Top tips for gardeners — from stroking seedlings to stacking logs

Ursula Buchan’s choice of gardening books: Paradise and Plenty, The Book of Pears, Grow for Flavour, 365 Days of Colour in Your Garden, Oxford College Gardens, and Norwegian Wood

issue 21 November 2015

I spent the summer of 1976 working as a trainee gardener at the Arboretum Kalmthout in Belgium. My employer was charming and kind, but I could not suppress a prickle of shame-faced irritation every time she mentioned a former student called Susan Dickinson. Whenever I leant on my hoe for a moment in the pelting heat, I was reminded how accomplished and hardworking this horticultural superheroine had been. For the past 25 years, Sue Dickinson has been head gardener at Eythrope in Buckinghamshire, owned by Lord Rothschild, and she is widely acknowledged to be the finest gardener in the country. I need never have wasted finite energy on envy.

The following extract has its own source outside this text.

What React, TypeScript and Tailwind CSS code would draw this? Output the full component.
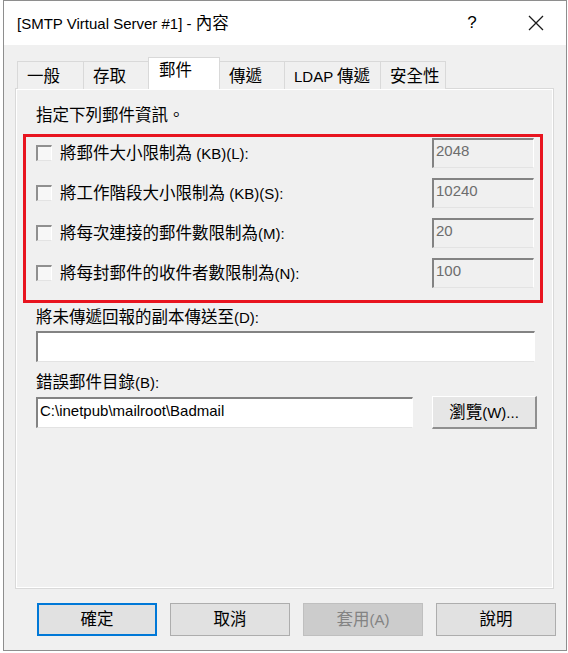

The four-acre walled garden at Eythrope is the subject of Paradise and Plenty, published by Pimpernel Press (£50). It is written by Mary Keen, most appropriately, since she designed the garden, and it is a handsome volume, both coffee-table book and practical manual. Eythrope is laid out on a heroic scale, and cultivated by eight gardeners in the old country-house manner, providing fruit, vegetables and flowers for the house all the year round. It is open very rarely but, on the two occasions I have visited, my heart beat fast with admiration at the quality of the gardening done there, in particular the astonishingly skilful cultivation of glasshouse fruits. There is simply nowhere to touch it.

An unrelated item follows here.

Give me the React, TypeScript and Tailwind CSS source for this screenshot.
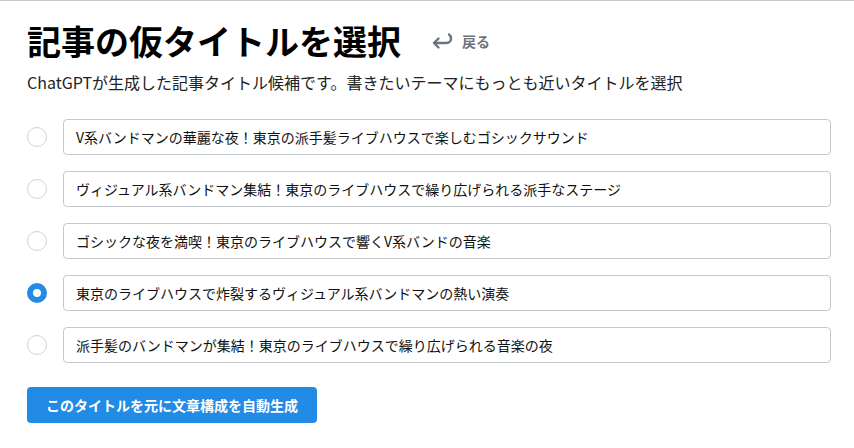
import { useState } from 'react';

const titles = [
  'V系バンドマンの華麗な夜！東京の派手髪ライブハウスで楽しむゴシックサウンド',
  'ヴィジュアル系バンドマン集結！東京のライブハウスで繰り広げられる派手なステージ',
  'ゴシックな夜を満喫！東京のライブハウスで響くV系バンドの音楽',
  '東京のライブハウスで炸裂するヴィジュアル系バンドマンの熱い演奏',
  '派手髪のバンドマンが集結！東京のライブハウスで繰り広げられる音楽の夜',
];

export default function App() {
  const [selected, setSelected] = useState(3);

  return (
    <div
      className="min-h-screen bg-white border-t border-[#c4c7cc] text-[#111]"
      style={{ fontFamily: '"Noto Sans CJK JP", "Noto Sans", sans-serif' }}
    >
      <div className="pl-[27px] pr-[23px] pt-[17px]">
        {/* Header */}
        <div className="flex items-center h-[46px]">
          <h1 className="text-[34px] font-bold leading-none text-black">
            記事の仮タイトルを選択
          </h1>
          <button className="ml-[30px] flex items-center gap-[9px] text-[#6b7280] text-[14px] font-bold">
            <svg width="22" height="18" viewBox="0 0 22 18" fill="none">
              <path
                d="M18 2.5c1.5 1 2 2.5 2 4a4.5 4.5 0 0 1-4.5 4.5H3.5"
                stroke="#6b7280"
                strokeWidth="2.4"
                strokeLinecap="round"
              />
              <path
                d="M7.5 6.5 3 11l4.5 4.5"
                stroke="#6b7280"
                strokeWidth="2.4"
                strokeLinecap="round"
                strokeLinejoin="round"
              />
            </svg>
            戻る
          </button>
        </div>

        <p className="mt-[6px] text-[16px] leading-[24px] text-[#222]">
          ChatGPTが生成した記事タイトル候補です。書きたいテーマにもっとも近いタイトルを選択
        </p>

        {/* Candidate list */}
        <div className="mt-[25px] flex flex-col gap-[16px]">
          {titles.map((t, i) => (
            <label key={i} className="flex items-center gap-[16px] cursor-pointer">
              <input
                type="radio"
                name="title"
                className="sr-only"
                checked={selected === i}
                onChange={() => setSelected(i)}
              />
              <span
                className={
                  selected === i
                    ? 'w-[20px] h-[20px] rounded-full border-[6px] border-[#228be6] bg-white shrink-0'
                    : 'w-[20px] h-[20px] rounded-full border border-[#ced4da] bg-white shrink-0'
                }
              />
              <span className="flex-1 h-[36px] flex items-center px-[12px] border border-[#c4c7cc] rounded-[4px] text-[14px] text-[#111]">
                {t}
              </span>
            </label>
          ))}
        </div>

        <button className="mt-[24px] h-[36px] w-[290px] rounded-[4px] bg-[#228be6] text-white text-[14px] font-bold">
          このタイトルを元に文章構成を自動生成
        </button>
      </div>
    </div>
  );
}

The photographs by Tom Hatton are monochrome when showing some intricate horticultural operation, but colour when portraying the garden itself. Flaps show the garden under snow, then open to reveal the same view in summer. You can absorb a great deal of well-tried practical gardening advice from this attractively written book, but the dedication of a Susan Dickinson is not so easily acquired.